» **WHAT YOU NEED TO DO**: Produce a word-for-word copy of the listing below without its pictures.
— BEGIN SUPPLIED DATA —
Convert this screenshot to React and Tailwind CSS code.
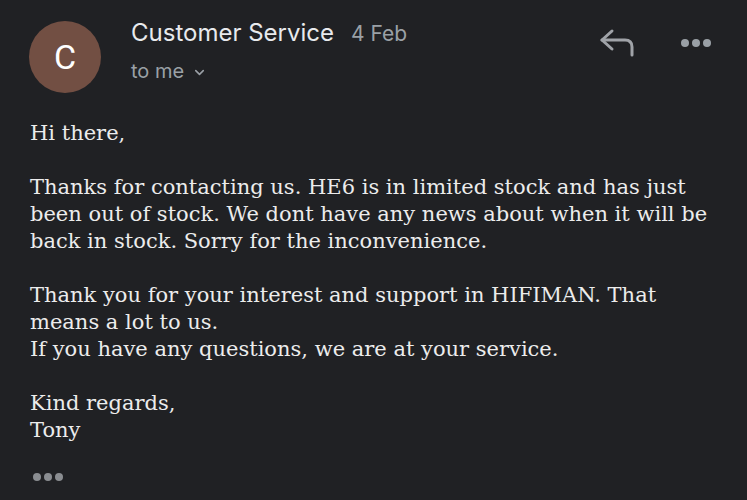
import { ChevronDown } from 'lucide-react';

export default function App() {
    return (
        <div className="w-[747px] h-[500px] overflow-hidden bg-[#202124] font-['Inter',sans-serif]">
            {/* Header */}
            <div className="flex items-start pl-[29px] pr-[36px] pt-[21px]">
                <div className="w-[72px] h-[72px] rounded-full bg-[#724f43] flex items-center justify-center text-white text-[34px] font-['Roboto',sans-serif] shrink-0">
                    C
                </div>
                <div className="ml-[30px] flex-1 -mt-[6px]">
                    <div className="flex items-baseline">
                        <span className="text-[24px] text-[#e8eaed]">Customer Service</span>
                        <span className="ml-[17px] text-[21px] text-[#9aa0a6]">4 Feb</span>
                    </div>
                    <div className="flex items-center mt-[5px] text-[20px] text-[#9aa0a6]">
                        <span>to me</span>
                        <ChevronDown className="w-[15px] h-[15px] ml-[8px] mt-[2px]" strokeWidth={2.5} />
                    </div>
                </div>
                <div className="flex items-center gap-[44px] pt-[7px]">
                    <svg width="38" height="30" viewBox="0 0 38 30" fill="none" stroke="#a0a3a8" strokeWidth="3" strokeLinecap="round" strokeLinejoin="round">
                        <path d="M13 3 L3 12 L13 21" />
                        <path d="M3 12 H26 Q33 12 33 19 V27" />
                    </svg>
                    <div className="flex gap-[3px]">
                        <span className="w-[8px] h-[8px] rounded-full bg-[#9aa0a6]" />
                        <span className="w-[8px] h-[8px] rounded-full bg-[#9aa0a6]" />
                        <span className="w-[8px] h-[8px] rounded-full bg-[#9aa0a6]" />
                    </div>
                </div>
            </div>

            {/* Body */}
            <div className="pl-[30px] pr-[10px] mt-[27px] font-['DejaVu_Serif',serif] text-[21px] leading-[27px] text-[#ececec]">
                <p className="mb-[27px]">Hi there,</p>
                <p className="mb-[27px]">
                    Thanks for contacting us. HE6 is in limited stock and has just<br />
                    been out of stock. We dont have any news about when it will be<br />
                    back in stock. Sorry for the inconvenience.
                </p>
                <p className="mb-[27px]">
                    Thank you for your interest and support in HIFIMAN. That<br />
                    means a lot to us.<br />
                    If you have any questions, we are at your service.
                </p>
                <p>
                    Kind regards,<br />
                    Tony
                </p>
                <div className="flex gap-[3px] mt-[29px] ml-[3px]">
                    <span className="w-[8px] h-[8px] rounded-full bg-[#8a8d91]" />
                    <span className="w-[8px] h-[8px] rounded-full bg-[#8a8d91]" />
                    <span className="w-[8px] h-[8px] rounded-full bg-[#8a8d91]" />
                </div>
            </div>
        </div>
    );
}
— END SUPPLIED DATA —
» **SOLUTION TO THE PROBLEM**:
Convert this screenshot to React and Tailwind CSS code.
import { ChevronDown } from 'lucide-react';

export default function App() {
    return (
        <div className="w-[747px] h-[500px] overflow-hidden bg-[#202124] font-['Inter',sans-serif]">
            {/* Header */}
            <div className="flex items-start pl-[29px] pr-[36px] pt-[21px]">
                <div className="w-[72px] h-[72px] rounded-full bg-[#724f43] flex items-center justify-center text-white text-[34px] font-['Roboto',sans-serif] shrink-0">
                    C
                </div>
                <div className="ml-[30px] flex-1 -mt-[6px]">
                    <div className="flex items-baseline">
                        <span className="text-[24px] text-[#e8eaed]">Customer Service</span>
                        <span className="ml-[17px] text-[21px] text-[#9aa0a6]">4 Feb</span>
                    </div>
                    <div className="flex items-center mt-[5px] text-[20px] text-[#9aa0a6]">
                        <span>to me</span>
                        <ChevronDown className="w-[15px] h-[15px] ml-[8px] mt-[2px]" strokeWidth={2.5} />
                    </div>
                </div>
                <div className="flex items-center gap-[44px] pt-[7px]">
                    <svg width="38" height="30" viewBox="0 0 38 30" fill="none" stroke="#a0a3a8" strokeWidth="3" strokeLinecap="round" strokeLinejoin="round">
                        <path d="M13 3 L3 12 L13 21" />
                        <path d="M3 12 H26 Q33 12 33 19 V27" />
                    </svg>
                    <div className="flex gap-[3px]">
                        <span className="w-[8px] h-[8px] rounded-full bg-[#9aa0a6]" />
                        <span className="w-[8px] h-[8px] rounded-full bg-[#9aa0a6]" />
                        <span className="w-[8px] h-[8px] rounded-full bg-[#9aa0a6]" />
                    </div>
                </div>
            </div>

            {/* Body */}
            <div className="pl-[30px] pr-[10px] mt-[27px] font-['DejaVu_Serif',serif] text-[21px] leading-[27px] text-[#ececec]">
                <p className="mb-[27px]">Hi there,</p>
                <p className="mb-[27px]">
                    Thanks for contacting us. HE6 is in limited stock and has just<br />
                    been out of stock. We dont have any news about when it will be<br />
                    back in stock. Sorry for the inconvenience.
                </p>
                <p className="mb-[27px]">
                    Thank you for your interest and support in HIFIMAN. That<br />
                    means a lot to us.<br />
                    If you have any questions, we are at your service.
                </p>
                <p>
                    Kind regards,<br />
                    Tony
                </p>
                <div className="flex gap-[3px] mt-[29px] ml-[3px]">
                    <span className="w-[8px] h-[8px] rounded-full bg-[#8a8d91]" />
                    <span className="w-[8px] h-[8px] rounded-full bg-[#8a8d91]" />
                    <span className="w-[8px] h-[8px] rounded-full bg-[#8a8d91]" />
                </div>
            </div>
        </div>
    );
}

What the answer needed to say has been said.